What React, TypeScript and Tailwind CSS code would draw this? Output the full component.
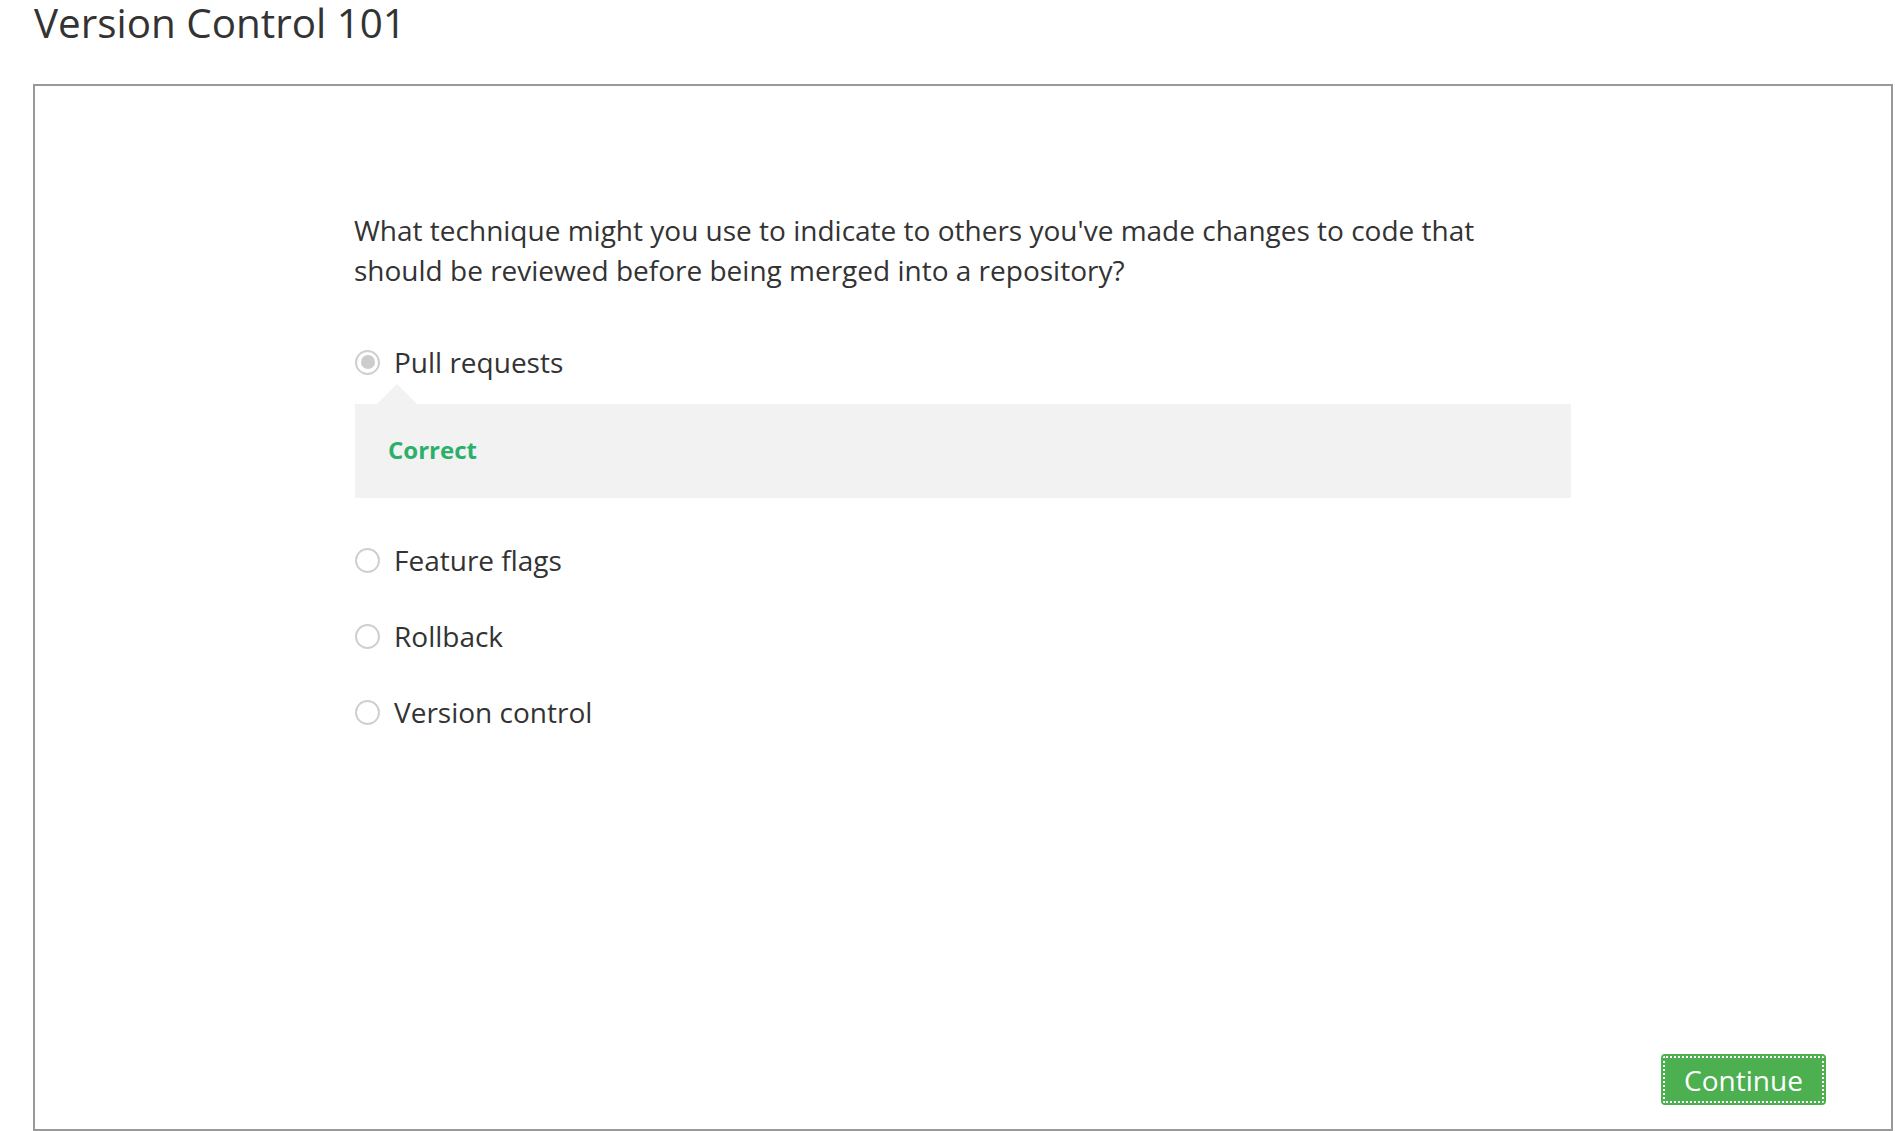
import React from "react";

const font = { fontFamily: '"Open Sans", "Noto Sans", sans-serif' };

function Radio({ checked }: { checked?: boolean }) {
  return (
    <span className="flex h-[25px] w-[25px] shrink-0 items-center justify-center rounded-full border-2 border-[#cfcfcf] bg-white">
      {checked && <span className="h-[14px] w-[14px] rounded-full bg-[#cccccc]" />}
    </span>
  );
}

function Option({ label, checked }: { label: string; checked?: boolean }) {
  return (
    <label className="flex h-[40px] items-center gap-[14px]">
      <Radio checked={checked} />
      <span className="text-[28px] leading-[40px] text-[#333333]">{label}</span>
    </label>
  );
}

export default function App() {
  return (
    <div className="min-h-screen bg-white text-[#333333]" style={font}>
      <h1 className="ml-[34px] text-[40.4px] font-normal leading-[46px] text-[#333333]">
        Version Control 101
      </h1>
      <div className="ml-[33px] mt-[38px] flex h-[1047px] w-[1860px] flex-col border-2 border-[#999999]">
        <div className="ml-[318px] mt-[124px] w-[1218px]">
          <p className="w-[1190px] pl-[1px] text-[28px] leading-[40px] text-[#333333]">
            What technique might you use to indicate to others you've made changes to code that should be reviewed before being merged into a repository?
          </p>
          <div className="mt-[52px] pl-[2px]">
            <Option label="Pull requests" checked />
            <div className="relative mt-[22px] h-[94px] w-[1216px] bg-[#f2f2f2] pl-[33px] pt-[30px]">
              <span className="absolute left-[22px] top-[-20px] h-0 w-0 border-x-[20px] border-b-[20px] border-x-transparent border-b-[#f2f2f2]" />
              <span className="text-[24px] font-bold leading-[32px] text-[#2bb06a]">Correct</span>
            </div>
            <div className="mt-[42px] flex flex-col gap-[36px]">
              <Option label="Feature flags" />
              <Option label="Rollback" />
              <Option label="Version control" />
            </div>
          </div>
        </div>
        <div className="flex-1" />
        <div className="mb-[24px] mr-[65px] flex justify-end">
          <button className="h-[51px] w-[165px] rounded-[4px] bg-[#4caf50] text-[28px] leading-[40px] text-white outline-2 outline-dotted outline-white -outline-offset-4">
            Continue
          </button>
        </div>
      </div>
    </div>
  );
}
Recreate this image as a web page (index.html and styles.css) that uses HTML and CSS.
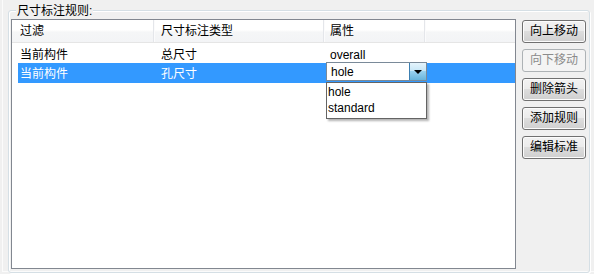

**********

• Problem statement:
Replicate the material above verbatim; images stay out of the copy.

• Answer to this problem:
What React, TypeScript and Tailwind CSS code would draw this? Output the full component.
import React from "react";

const font = { fontFamily: '"Open Sans", "Noto Sans", sans-serif' };

function Radio({ checked }: { checked?: boolean }) {
  return (
    <span className="flex h-[25px] w-[25px] shrink-0 items-center justify-center rounded-full border-2 border-[#cfcfcf] bg-white">
      {checked && <span className="h-[14px] w-[14px] rounded-full bg-[#cccccc]" />}
    </span>
  );
}

function Option({ label, checked }: { label: string; checked?: boolean }) {
  return (
    <label className="flex h-[40px] items-center gap-[14px]">
      <Radio checked={checked} />
      <span className="text-[28px] leading-[40px] text-[#333333]">{label}</span>
    </label>
  );
}

export default function App() {
  return (
    <div className="min-h-screen bg-white text-[#333333]" style={font}>
      <h1 className="ml-[34px] text-[40.4px] font-normal leading-[46px] text-[#333333]">
        Version Control 101
      </h1>
      <div className="ml-[33px] mt-[38px] flex h-[1047px] w-[1860px] flex-col border-2 border-[#999999]">
        <div className="ml-[318px] mt-[124px] w-[1218px]">
          <p className="w-[1190px] pl-[1px] text-[28px] leading-[40px] text-[#333333]">
            What technique might you use to indicate to others you've made changes to code that should be reviewed before being merged into a repository?
          </p>
          <div className="mt-[52px] pl-[2px]">
            <Option label="Pull requests" checked />
            <div className="relative mt-[22px] h-[94px] w-[1216px] bg-[#f2f2f2] pl-[33px] pt-[30px]">
              <span className="absolute left-[22px] top-[-20px] h-0 w-0 border-x-[20px] border-b-[20px] border-x-transparent border-b-[#f2f2f2]" />
              <span className="text-[24px] font-bold leading-[32px] text-[#2bb06a]">Correct</span>
            </div>
            <div className="mt-[42px] flex flex-col gap-[36px]">
              <Option label="Feature flags" />
              <Option label="Rollback" />
              <Option label="Version control" />
            </div>
          </div>
        </div>
        <div className="flex-1" />
        <div className="mb-[24px] mr-[65px] flex justify-end">
          <button className="h-[51px] w-[165px] rounded-[4px] bg-[#4caf50] text-[28px] leading-[40px] text-white outline-2 outline-dotted outline-white -outline-offset-4">
            Continue
          </button>
        </div>
      </div>
    </div>
  );
}
Recreate this image as a web page (index.html and styles.css) that uses HTML and CSS.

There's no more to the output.